OpenOffice is a must have software in my arsenal.It is free and easy to use.But recently I faced weird problem using this software.I was working on conversion of CSV file to Word file.During this process I was facing a strange problem while opening a file.
OpenOffice failed to open the file.It was throwing below message while opening the file
Read-Error format error discovered in the file in sub-document content.xml at 219,64 (row,column)
Honestly I never faced such problem before.I was wondering whether my conversion program has some issues.But after spending some time I found the conversion program is working fine.The problem was with OpenOffice.So I installed LibreOffice.I tried opening the file in LibreOffice as well.LibreOffice was also throwing the same problem.
After that I mailed the file to my friend with Microsoft Office.The file opened successfully in Microsoft Office.This confirmed my thought that the problem is with OpenOffice only.LibreOffice is based on OpenOffice only.After spending sometime with the file and analyzing the location reported by OpenOffice I was able to solve the problem.
There is not much available on Internet as well about this problem.So I am reproducing all the steps here.Later in the tutorial I will share some observations which might save you lots of time.You can directly modify your file without following below steps.
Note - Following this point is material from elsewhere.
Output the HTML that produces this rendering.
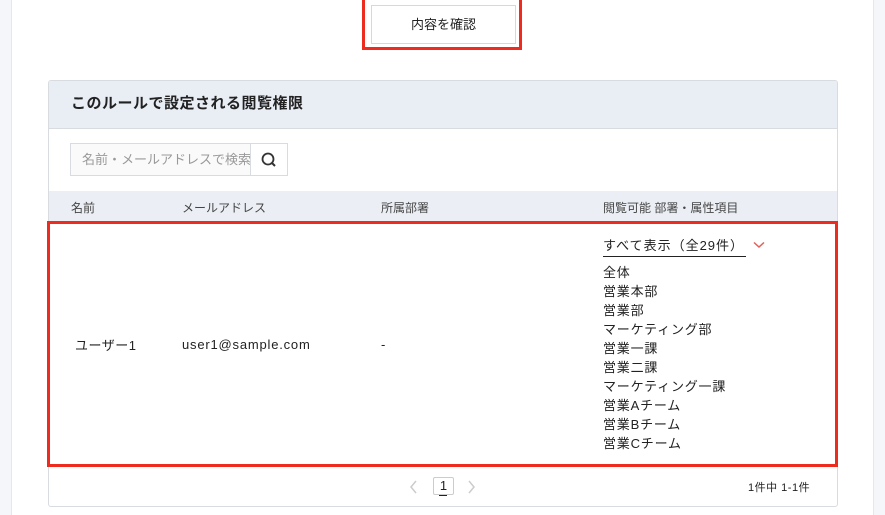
<!DOCTYPE html>
<html><head><meta charset="utf-8"><style>
*{box-sizing:border-box;margin:0;padding:0}
body{width:885px;height:515px;overflow:hidden;background:#f4f6fa;font-family:"Liberation Sans","Noto Sans CJK JP",sans-serif;color:#222;position:relative}
.panel{position:absolute;left:11px;top:0;width:863px;height:515px;background:#fff;border-left:1px solid #e4e7ec;border-right:1px solid #e4e7ec}
.abs{position:absolute}
.redbox{border:3px solid #ee2b1f}
.btn{left:371px;top:5px;width:145px;height:39px;border:1px solid #d5d8dc;background:#fff;font-size:13px;text-align:center;line-height:37px}
.card{left:48px;top:80px;width:790px;height:427px;border:1px solid #d8dbe0;border-radius:3px;background:#fff;overflow:hidden}
.chead{left:0;top:0;width:100%;height:48px;background:#e9eef5;border-bottom:1px solid #d8dbe0;font-weight:bold;font-size:15px;padding-left:22px;line-height:46px;color:#222;letter-spacing:0.5px}
.search{left:21px;top:62px;width:181px;height:33px;border:1px solid #d8dbe0;background:#fafafa;font-size:13px;color:#999;padding-left:11px;line-height:31px;white-space:nowrap;overflow:hidden}
.sbtn{left:201px;top:62px;width:38px;height:33px;border:1px solid #d8dbe0;background:#fff}
.thead{left:0;top:110px;width:100%;height:31px;background:#ebeff5;font-size:12px;color:#444}
.thead span{position:absolute;top:8px}
.t{font-size:13px;color:#222;position:absolute;letter-spacing:0.5px}
.list div{height:19px;line-height:19px;font-size:13px;letter-spacing:0.8px}
</style></head><body>
<div class="panel"></div>
<div class="abs redbox" style="left:362px;top:-3px;width:160px;height:53px"></div>
<div class="abs btn">内容を確認</div>
<div class="abs card">
 <div class="abs chead">このルールで設定される閲覧権限</div>
 <div class="abs search">名前・メールアドレスで検索</div>
 <div class="abs sbtn"><svg width="38" height="33" viewBox="0 0 38 33"><circle cx="17" cy="15" r="5.5" fill="none" stroke="#333" stroke-width="1.8"/><line x1="21" y1="19" x2="24" y2="22" stroke="#333" stroke-width="2"/></svg></div>
 <div class="abs thead"><span style="left:22px">名前</span><span style="left:133px">メールアドレス</span><span style="left:332px">所属部署</span><span style="left:554px">閲覧可能 部署・属性項目</span></div>
 <div class="t" style="left:26px;top:254px">ユーザー1</div>
 <div class="t" style="left:133px;top:256px;letter-spacing:0.8px">user1@sample.com</div>
 <div class="t" style="left:332px;top:256px">-</div>
 <div class="t" style="left:554px;top:154px;border-bottom:1px solid #222;padding-bottom:2px;width:143px;letter-spacing:1px">すべて表示（全29件）</div>
 <svg class="abs" style="left:704px;top:160px" width="12" height="8" viewBox="0 0 12 8"><path d="M1 1.5 L6 6 L11 1.5" fill="none" stroke="#e0605a" stroke-width="1.5"/></svg>
 <div class="abs list" style="left:554px;top:182px">
  <div>全体</div><div>営業本部</div><div>営業部</div><div>マーケティング部</div><div>営業一課</div><div>営業二課</div><div>マーケティング一課</div><div>営業Aチーム</div><div>営業Bチーム</div><div>営業Cチーム</div>
 </div>
 <div class="abs" style="left:0;top:385px;width:100%;border-top:1px solid #e4e7ec"></div>
 <svg class="abs" style="left:360px;top:399px" width="10" height="14" viewBox="0 0 10 14"><path d="M7 1 L2 7 L7 13" fill="none" stroke="#ccc" stroke-width="1.5"/></svg>
 <div class="abs" style="left:384px;top:396px;width:21px;height:18px;border:1px solid #ccc;border-radius:2px;font-size:13px;text-align:center;line-height:16px">1</div>
 <div class="abs" style="left:390px;top:414px;width:8px;border-top:1px solid #222"></div>
 <svg class="abs" style="left:417px;top:399px" width="10" height="14" viewBox="0 0 10 14"><path d="M3 1 L8 7 L3 13" fill="none" stroke="#ccc" stroke-width="1.5"/></svg>
 <div class="abs" style="left:699px;top:398px;font-size:11px;letter-spacing:0.5px">1件中 1-1件</div>
</div>
<div class="abs redbox" style="left:47px;top:221px;width:791px;height:246px"></div>
</body></html>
- Extract the file using 7 Zip.I prefer 7 Zip.But other extraction programs may also work.It is better to extract the file inside a new folder.So that you are aware of all the files generated by extracting the file.
- You can see styles.xml,mimetype,meta.xml and content.xml files inside the extracted folder.Apart from these files there is also META-INF folder.
- Now open the content.xml file with any text editor.I would recommend using Notepad++.Notepad++ is an excellent multi purpose text editor software.I have written separate post on its search and replace capabilities.It can search and replace text in multiple files within a directory.In case you are interested then you can read the post here.
- The problem with Notepad and Wordpad are that they do not show line numbers.So it is tough to find out the problem reason.Notepad++ gives you line numbers.The error message have row and column.The row corresponds to line number.So Notepad++ makes it easier to locate the line in which you have problem.
- Now go to the column to see the character creating the problem.You need to delete the character from your OpenOffice document or use different character in its place.
- You can make above modification and save the file.After saving the file you should try opening it again.
- It should work fine.But if not then it will be facing issue in some other row and column.
- You should do same procedure as above for problematic row and column.
I faced this problem many a times while working on above project.The characters causing the problem were & (ampersand) and < (less than symbol). So if you are facing Read Error in sub document at content.xml you can skip above procedure and do as mentioned below. First evaluate impact on your document if you replace & and < with their meaning.If there is no huge impact on your document then you can replace these special characters with their appropriate meaning in the document.After making the changes you can open your document to see if it is working fine. I have not faced problem due to other characters.These were the only two characters.I do not know the reason why these characters were creating the problem.This is may be task of excellent OpenOffice persons.They can make appropriate changes to handle this scenario as well.